Teknoloji devrimi tüm dünyada olduğu kadar Türkiye’de de pek çok fırsatlar yaratıyor. Mobil internet ve bulut kapasitesi sayesinde, bilgiye erişimde herhangi bir kısıt yok, artık dijital dünyayı her an yanımızda ceplerimizde taşımaktayız. Bu noktada, ihtiyaçtan yola çıkarak, fayda sağlayacak uygulamalar ve servisler hayal etmeleri gerekiyor. Mobil uygulamalar, insanların hayatını kolaylaştıran, ihtiyacını karşılayan tüm hizmet ve servislere aracılık edecek. Bu nedenle, mobil odaklı düşünmeleri ve “mobile only” akımının da farkında olmaları, ürünlerini geliştirirken, ihtiyaçtan hareketle başlayıp, ürün geliştirme sürecinde son kullanıcı ile devamlı diyalog halinde olmalarını öneririm. Bununla birlikte, inandıkları, doğru yolda ilerlediklerinden emin oldukları fikirlerin sonuna kadar arkasında durmaları ve bunları hayata geçirmek için gereken her şeyi, yapabileceklerinin en iyisini yapmaları gerekmekte. Bu süreçte, bürokrasinin bütün kötü unsurlarıyla karşılaşabileceklerini; akademik ya da özel sektörde uğruna yıllarını verdikleri çalışmalara yönelik, kulaktan dolma bilgilerle ahkam kesen, somut gerçekleri, bilimsel hiçbir temele dayanmasa da “ben bilirim” anlayışı ile çürütmeye çalışan; engelleyici, kısıtlayıcı pek çok süreçle karşılaşacaklarını da unutmamalılar. Önemli olan, Steve Jobs’un dediği gibi, iz bırakacak noktaları koymaya başlayıp, bunların gelecekte bir şekilde birleşeceğine inanarak çalışmalarını sürdürmeleri.
Sizin de katıldığınız Akbank Girişimci Geliştirme Programı hakkında görüşlerinizi alabilir miyiz?

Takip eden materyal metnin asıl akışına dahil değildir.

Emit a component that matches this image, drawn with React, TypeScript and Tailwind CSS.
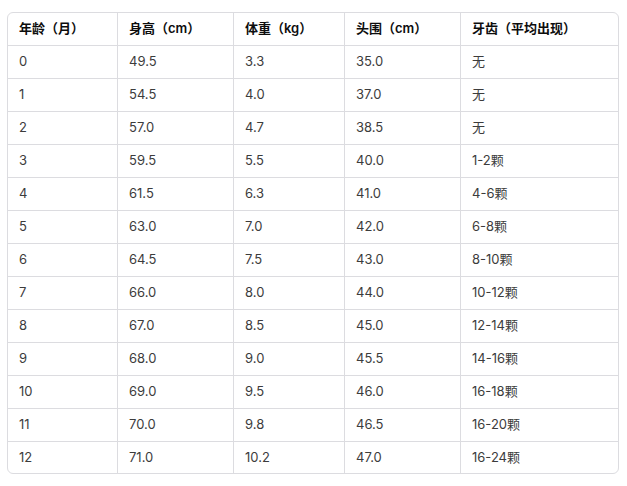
import React from "react";

const header = ["年龄（月）", "身高（cm）", "体重（kg）", "头围（cm）", "牙齿（平均出现）"];
const rows = [
  ["0", "49.5", "3.3", "35.0", "无"],
  ["1", "54.5", "4.0", "37.0", "无"],
  ["2", "57.0", "4.7", "38.5", "无"],
  ["3", "59.5", "5.5", "40.0", "1-2颗"],
  ["4", "61.5", "6.3", "41.0", "4-6颗"],
  ["5", "63.0", "7.0", "42.0", "6-8颗"],
  ["6", "64.5", "7.5", "43.0", "8-10颗"],
  ["7", "66.0", "8.0", "44.0", "10-12颗"],
  ["8", "67.0", "8.5", "45.0", "12-14颗"],
  ["9", "68.0", "9.0", "45.5", "14-16颗"],
  ["10", "69.0", "9.5", "46.0", "16-18颗"],
  ["11", "70.0", "9.8", "46.5", "16-20颗"],
  ["12", "71.0", "10.2", "47.0", "16-24颗"],
];

const cols = "grid grid-cols-[110px_116px_111px_116px_1fr]";

export default function App() {
  return (
    <div className="w-[627px] h-[486px] bg-white pt-[12px] px-[7px] [font-family:Inter,'Noto_Sans_CJK_SC',sans-serif]">
      <div className="w-[612px] border border-[#dcdce0] rounded-[6px] overflow-hidden">
        <div className={`${cols} h-[33px] border-b border-[#dcdce0]`}>
          {header.map((h, i) => (
            <div
              key={i}
              className={`flex items-center px-[11px] text-[13px] font-semibold text-[#0d0d0d] ${i < 4 ? "border-r border-[#dcdce0]" : ""}`}
            >
              {h}
            </div>
          ))}
        </div>
        {rows.map((r, ri) => (
          <div
            key={ri}
            className={`${cols} ${ri < rows.length - 1 ? "h-[33px] border-b border-[#dcdce0]" : "h-[31px]"}`}
          >
            {r.map((c, i) => (
              <div
                key={i}
                className={`flex items-center px-[11px] text-[13px] text-[#3c3c3c] ${i < 4 ? "border-r border-[#dcdce0]" : ""}`}
              >
                {c}
              </div>
            ))}
          </div>
        ))}
      </div>
    </div>
  );
}
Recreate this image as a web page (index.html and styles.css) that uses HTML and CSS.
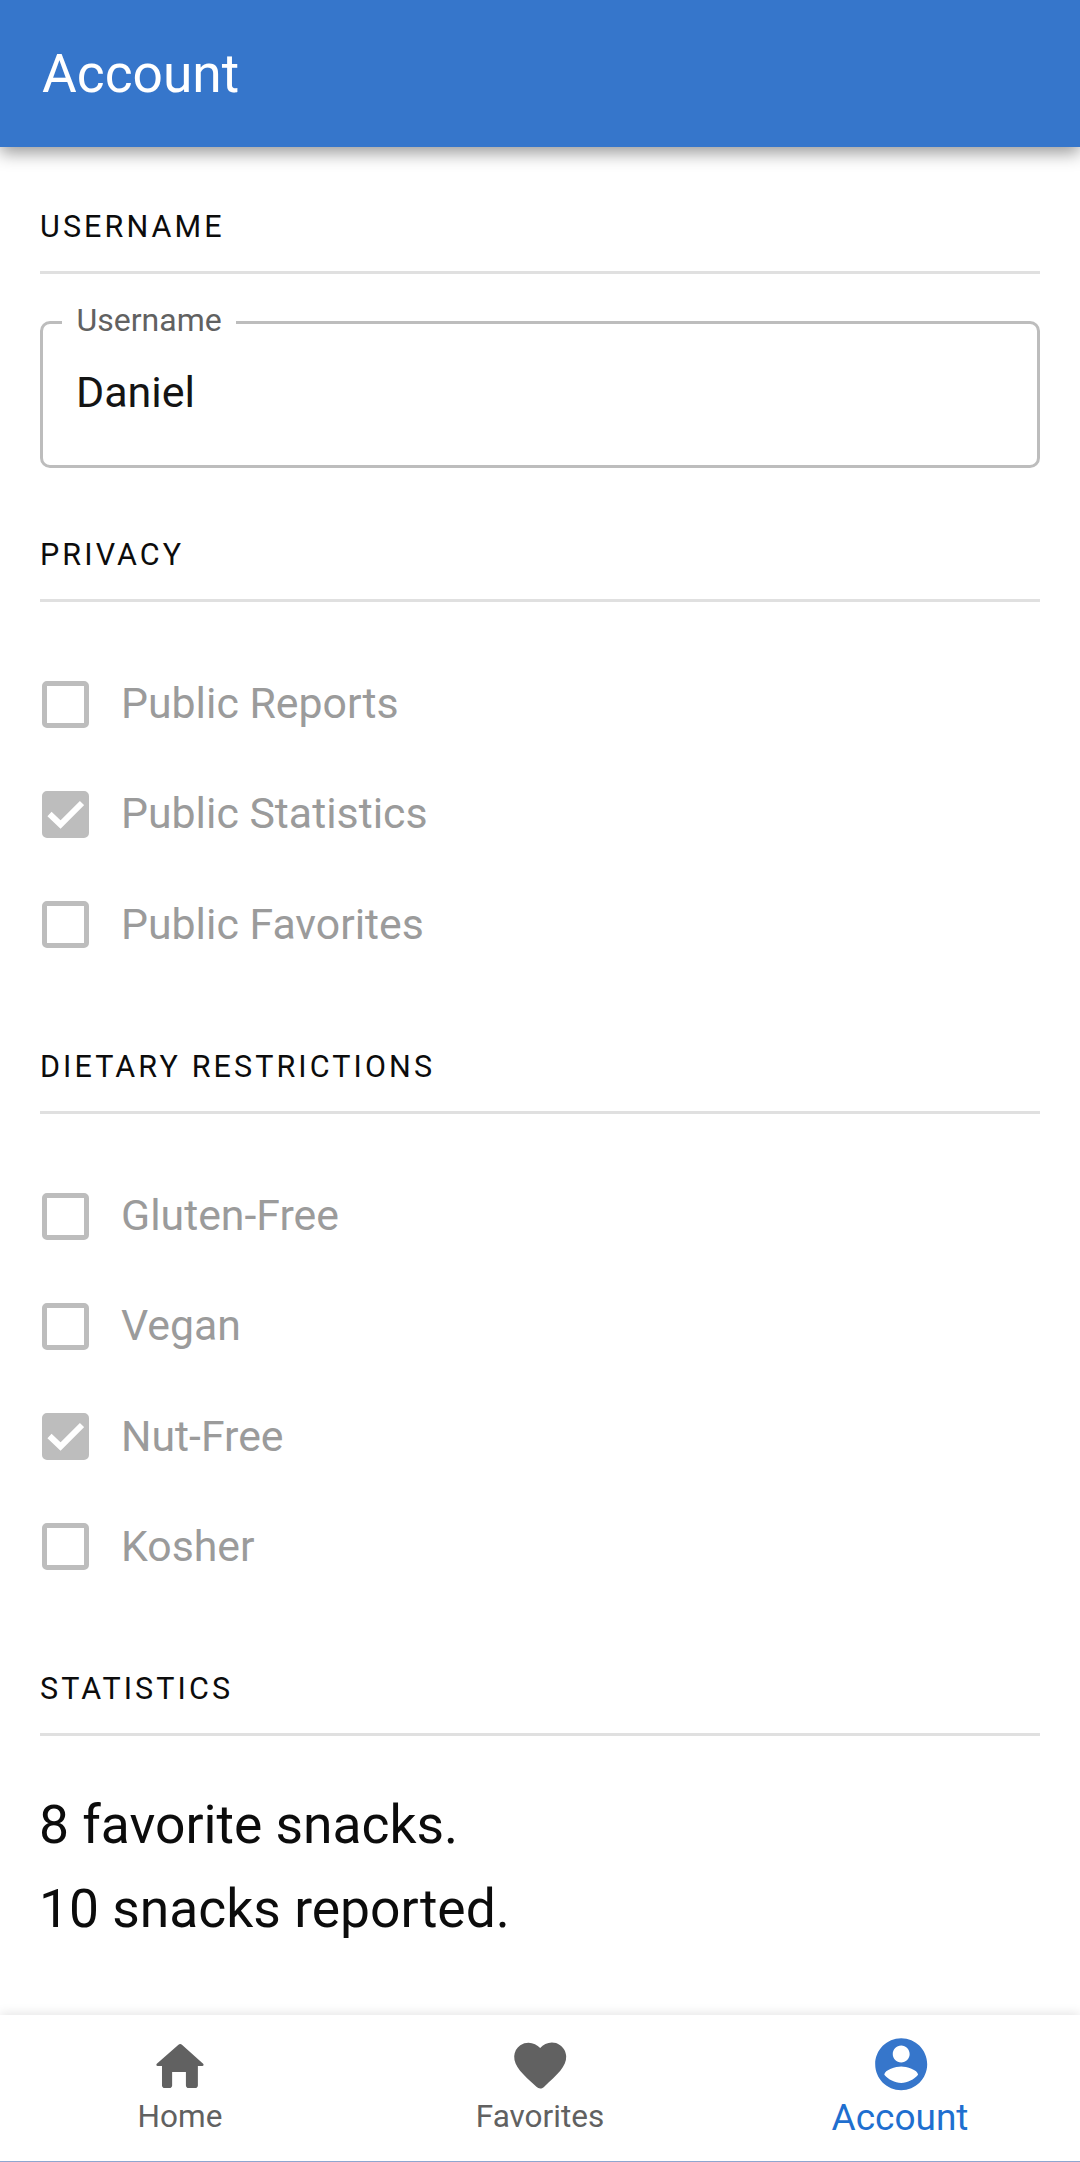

Türkiye girişimcilik yolunun henüz çok başlarında, emekleme ve bazı süreçleri, anlama, kültürü oluşturma evresinde. Ne yazık ki, gelişmiş pek çok ülkeye kıyasla, ülkemizde girişimcilik çalışmaları çok gerilerde. Bu farkı kapatmak adına yanlış adımlar, yanlış oluşumlar sürece daha fazla zarar veriyor. Bu nedenle, girişimciden daha çok "girişimci geliştirme programı” adı altında, çok da işe yaramayan, ancak bu oluşumlara ümit bağlayan gençleri oldukça kötü etkileyen programların yanında Akbank Girişimci Geliştirme Programı gibi örnek programların çoğalması ve desteklenmesi oldukça önemli. Her şeyden önce girişimcilik bambaşka bir kültür ve zihniyeti ifade ediyor. Bu kültürün oluşması için belli bir süreç gerekiyor. Bizler de gerçekleştirdiğimiz çalışmalar ve Akbank Girişimci Geliştirme Programı’dan çıkan projelerin başarısı ile bu konuda itici güç olacağız, bu nedenle bizlere de oldukça önemli görevler düştüğünün farkındayım.